An hundred handes she had, of eche part...
Some of her handes lyft up men alofte,
To hye estate of worldlye dignitè;
Another hande griped ful unsofte,
Which cast another in grete adversite."[259]
They look upon the great unhappy ones, a captive king, a dethroned queen, assassinated princes, noble cities destroyed,[260] lamentable spectacles as exhibited in Germany and France, and of which there will be plenty in England; and they can only regard them with a harsh resignation. Lydgate ends by reciting a commonplace of mechanical piety, by way of consolation. The reader makes the sign of the cross, yawns, and goes away. In fact, poetry and religion are no longer capable of suggesting a genuine sentiment. Authors copy, and copy again. Hawes[261] copies the "House of Fame" of Chaucer, and a sort of allegorical amorous poem, after the "Roman de la Rose." Barclay[262] translates the "Mirror of Good Manners" and the "Ship of Fools." Continually we meet with dull abstractions, used up and barren; it is the scholastic phase of poetry. If anywhere there is an accent of greater originality, it is in this "Ship of Fools," and in Lydgate's "Dance of Death," bitter buffooneries, sad gayeties, which, in the hands of artists and poets, were having their run throughout Europe.

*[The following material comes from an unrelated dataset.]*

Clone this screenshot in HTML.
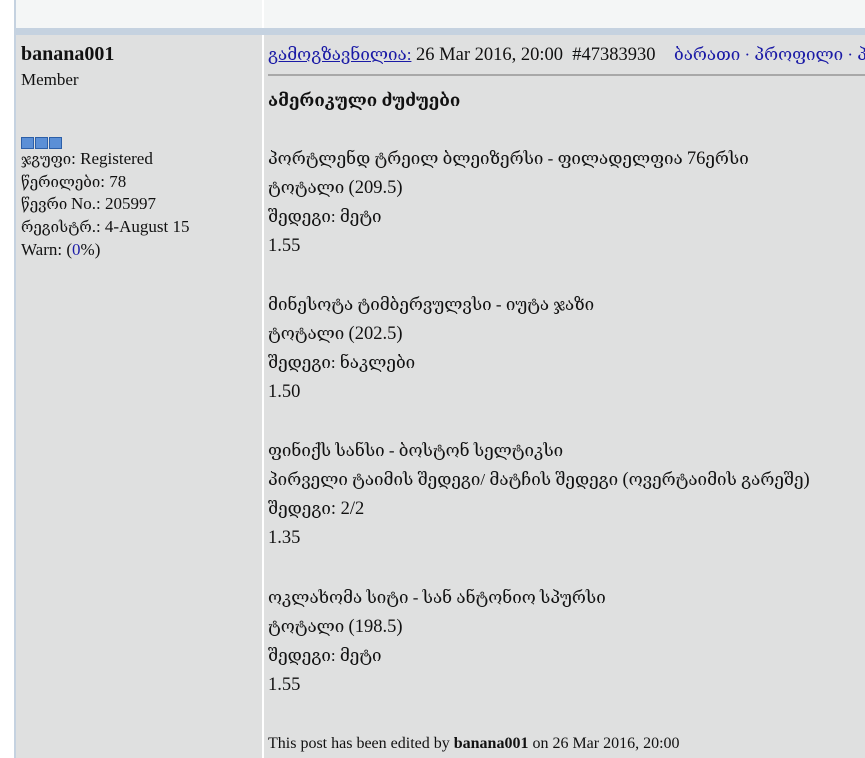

They mock at each other, grotesquely and gloomily; poor, dull, and vulgar figures, shut up in a ship, or made to dance on their tomb to the sound of a fiddle, played by a grinning skeleton. At the end of all this mouldy talk, and amid the disgust which they have conceived for each other, a clown, a tavern Triboulet,[263] composer of little jeering and macaronic verses, Skelton[264] makes his appearance, a virulent pamphleteer, who, jumbling together French, English, Latin phrases, with slang, and fashionable words, invented words, intermingled with short rhymes, fabricates a sort of literary mud, with which he bespatters Wolsey and the bishops. Style, metre, rhyme, language, art of every kind, is at an end; beneath the vain parade of official style there is only a heap of rubbish. Yet, as he says,
"Though my rhyme be ragged,
Tattered and gagged,
Rudely rain-beaten,
Rusty, moth-eaten,
Yf ye take welle therewithe,
It hath in it some pithe."
It is full of political animus, sensual liveliness, English and popular instincts; it lives. It is a coarse life, still elementary, swarming with ignoble vermin, like that which appears in a great decomposing body. It is life, nevertheless, with its two great features which it is destined to display: the hatred of the ecclesiastical hierarchy, which is the Reformation; the return to the senses and to natural life, which is the Renaissance.